The potential for more destructive physical impacts raises deeper concerns about how societies that developed under relatively stable climate conditions will function in a world with shifting baselines and sharper swings between droughts and floods, more intense tropical storms, expanded fire seasons, and long-lasting unseasonal extreme heat.

Understanding how stronger El Niños reshape the climate can help countries close what the United Nations calls the global adaptation gap, which is the widening distance between known climate risks and actual preparation.
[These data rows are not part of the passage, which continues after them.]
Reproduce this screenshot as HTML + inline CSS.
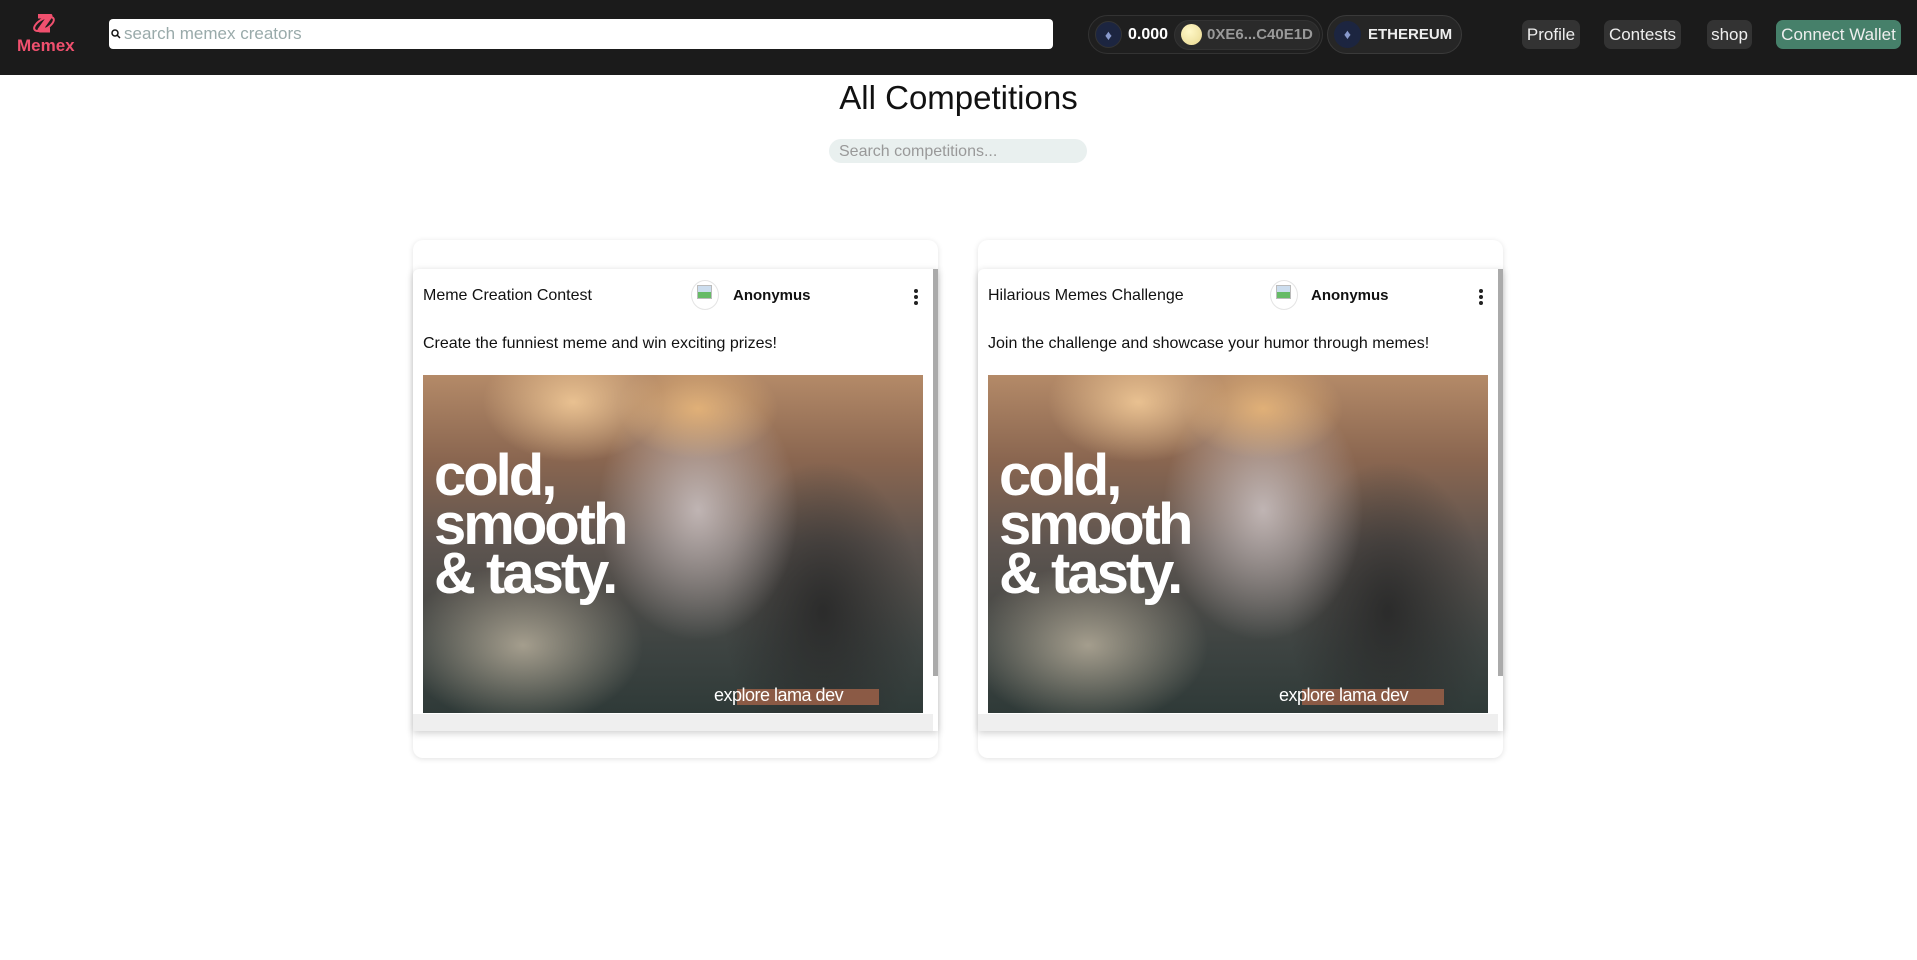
<!DOCTYPE html>
<html><head><meta charset="utf-8"><style>
*{box-sizing:border-box;margin:0;padding:0}
body{width:1917px;height:960px;background:#fff;font-family:"Liberation Sans",sans-serif;position:relative;overflow:hidden}
.hdr{position:absolute;left:0;top:0;width:1917px;height:75px;background:#1b1b1b}
.abs{position:absolute}
.btn{position:absolute;top:20px;height:29px;background:#333;border-radius:7px;color:#eee;font-size:17px;line-height:29px;text-align:center}
.card{position:absolute;top:240px;width:525px;height:518px;border-radius:10px;box-shadow:0 1px 6px rgba(0,0,0,.12);background:#fff}
.inner{position:absolute;left:0;top:29px;width:525px;height:462px;background:#fff;box-shadow:0 2px 8px rgba(0,0,0,.2);border-radius:6px 0 0 0}
.sb{position:absolute;right:0;top:0;width:5px;height:407px;background:#aaa}
.hb{position:absolute;left:0;bottom:0;width:520px;height:17px;background:#efefef}
.ttl{position:absolute;left:10px;top:18px;font-size:16px;color:#111}
.av{position:absolute;top:11px;width:28px;height:30px;border-radius:50%;border:1px solid #e4e4e4;background:#fff}
.av:after{content:"";position:absolute;left:5px;top:4px;width:13px;height:12px;background:linear-gradient(#cde 0,#cde 50%,#6b6 50%);border:1px solid #bbb}
.an{position:absolute;top:18px;font-size:15px;font-weight:bold;color:#111}
.dots{position:absolute;right:20px;top:20px;width:4px}
.dots i{display:block;width:4px;height:4px;border-radius:50%;background:#222;margin-bottom:2px}
.desc{position:absolute;left:10px;top:66px;font-size:16px;color:#111}
.img{position:absolute;left:10px;top:106px;width:500px;height:338px;overflow:hidden;
background:
radial-gradient(ellipse 90px 60px at 30% 8%,rgba(240,200,150,.9),transparent),
radial-gradient(ellipse 80px 50px at 55% 10%,rgba(230,180,120,.9),transparent),
radial-gradient(ellipse 100px 130px at 55% 40%,rgba(200,190,190,.9),transparent),
radial-gradient(ellipse 100px 150px at 80% 70%,rgba(40,40,40,.9),transparent),
radial-gradient(ellipse 120px 80px at 20% 80%,rgba(190,180,160,.8),transparent),
linear-gradient(180deg,#b48a68 0%,#8a6650 25%,#5e5550 50%,#3e4442 80%,#2f3a38 100%)}
.big{position:absolute;left:11px;top:76px;color:#fff;font-weight:bold;font-size:58px;line-height:49px;letter-spacing:-3px}
.exp{position:absolute;left:291px;top:310px;color:#fff;font-size:18px;letter-spacing:-.5px}
.expb{position:absolute;left:314px;top:314px;width:142px;height:16px;background:#8b5a45}
</style></head><body>
<div class="hdr"></div>
<svg class="abs" style="left:32px;top:14px" width="24" height="22" viewBox="0 0 24 22"><path d="M6 2h12l-10 14h10" stroke="#f0506e" stroke-width="5" fill="none" stroke-linejoin="round"/><ellipse cx="12" cy="10" rx="11" ry="5" transform="rotate(-30 12 10)" stroke="#f0506e" stroke-width="2" fill="none"/></svg>
<div class="abs" style="left:17px;top:36px;color:#f0506e;font-weight:bold;font-size:17px">Memex</div>
<div class="abs" style="left:109px;top:19px;width:944px;height:30px;background:#fff;border-radius:4px"></div>
<svg class="abs" style="left:111px;top:29px" width="10" height="10" viewBox="0 0 10 10"><circle cx="4" cy="4" r="3" stroke="#111" stroke-width="1.5" fill="none"/><path d="M6 6l3 3" stroke="#111" stroke-width="1.5"/></svg>
<div class="abs" style="left:124px;top:24px;color:#9aa;font-size:17px">search memex creators</div>
<div class="abs" style="left:1088px;top:15px;width:235px;height:39px;border-radius:20px;background:#1f1f1f;border:1px solid #333"></div>
<div class="abs" style="left:1095px;top:21px;width:27px;height:27px;border-radius:50%;background:#1c2540;border:1px solid #333;color:#8899cc;font-size:14px;text-align:center;line-height:26px">♦</div>
<div class="abs" style="left:1128px;top:26px;color:#fff;font-weight:bold;font-size:16px">0.000</div>
<div class="abs" style="left:1174px;top:20px;width:146px;height:30px;border-radius:15px;background:#2a2a2a;border:1px solid #333"></div>
<div class="abs" style="left:1181px;top:24px;width:21px;height:21px;border-radius:50%;background:radial-gradient(circle at 40% 35%,#fff8c8,#e8d890)"></div>
<div class="abs" style="left:1207px;top:26px;color:#999;font-weight:bold;font-size:15px">0XE6...C40E1D</div>
<div class="abs" style="left:1327px;top:15px;width:135px;height:39px;border-radius:20px;background:#262626;border:1px solid #3a3a3a"></div>
<div class="abs" style="left:1334px;top:21px;width:27px;height:27px;border-radius:50%;background:#1c2540;color:#8899cc;font-size:14px;text-align:center;line-height:27px">♦</div>
<div class="abs" style="left:1368px;top:26px;color:#eee;font-weight:bold;font-size:15px">ETHEREUM</div>
<div class="btn" style="left:1522px;width:58px">Profile</div>
<div class="btn" style="left:1604px;width:77px">Contests</div>
<div class="btn" style="left:1707px;width:45px">shop</div>
<div class="btn" style="left:1776px;width:125px;background:#46806a">Connect Wallet</div>
<div class="abs" style="left:0;width:1917px;top:79px;text-align:center;font-size:33px;color:#111">All Competitions</div>
<div class="abs" style="left:829px;top:139px;width:258px;height:24px;border-radius:12px;background:#e9f0ef;color:#999;font-size:16px;line-height:25px;padding-left:10px">Search competitions...</div>

<div class="card" style="left:413px">
<div class="inner">
<div class="ttl">Meme Creation Contest</div>
<div class="av" style="left:278px"></div>
<div class="an" style="left:320px">Anonymus</div>
<div class="dots"><i></i><i></i><i></i></div>
<div class="desc">Create the funniest meme and win exciting prizes!</div>
<div class="img"><div class="big">cold,<br>smooth<br>&amp; tasty.</div><div class="expb"></div><div class="exp">explore lama dev</div></div>
<div class="hb"></div>
<div class="sb"></div>
</div></div>

<div class="card" style="left:978px">
<div class="inner">
<div class="ttl">Hilarious Memes Challenge</div>
<div class="av" style="left:292px"></div>
<div class="an" style="left:333px">Anonymus</div>
<div class="dots"><i></i><i></i><i></i></div>
<div class="desc">Join the challenge and showcase your humor through memes!</div>
<div class="img"><div class="big">cold,<br>smooth<br>&amp; tasty.</div><div class="expb"></div><div class="exp">explore lama dev</div></div>
<div class="hb"></div>
<div class="sb"></div>
</div></div>
</body></html>
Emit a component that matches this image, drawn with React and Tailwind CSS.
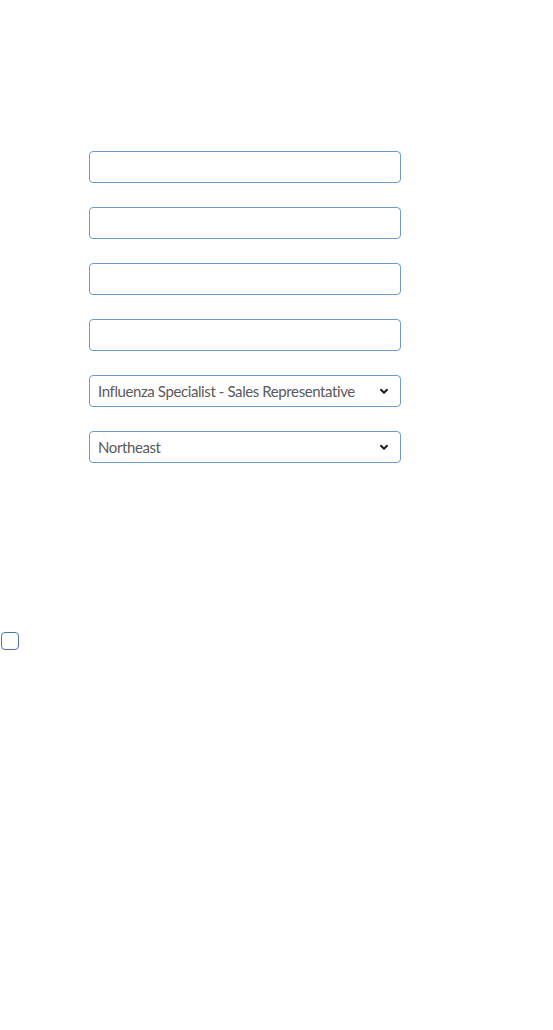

The UN Environment Programme’s 2025 Adaptation Gap Report found that international public adaptation finance fell slightly to $26 billion in 2023, even as the cost of climate impacts rises sharply. Developing countries will need $310 billion to $365 billion per year by 2035 to prepare for worsening heat waves, floods, and droughts, but so far, global efforts will amount to less than a tenth of what’s needed.

The UNEP report warned that adaptation can no longer rely on reactive, incremental projects but must become anticipatory, strategic, and transformational: redesigning water systems, cities, agriculture, and infrastructure for the climate of the future, unlike anything people have experienced. Experts say adaptation doesn’t mean waiting for the old normal to return and that there is not a one-size-fits-all answer for building resilience to more intense climate impacts.

Kug said that El Niño and global warming may be locked into a vicious climate cycle. The study findings suggest global warming amplifies the impacts associated with super El Niños, and “makes the climate system more prone to persistent shifts once those impacts are triggered.”

The practical challenge, Kug said, is not just preparing for a single season of extremes, but for a climate shift that will also alter conditions in the future.

“Super El Niño may not just cause a one-time extreme event,” he wrote. “It can shift the background climate conditions that people and ecosystems rely on.”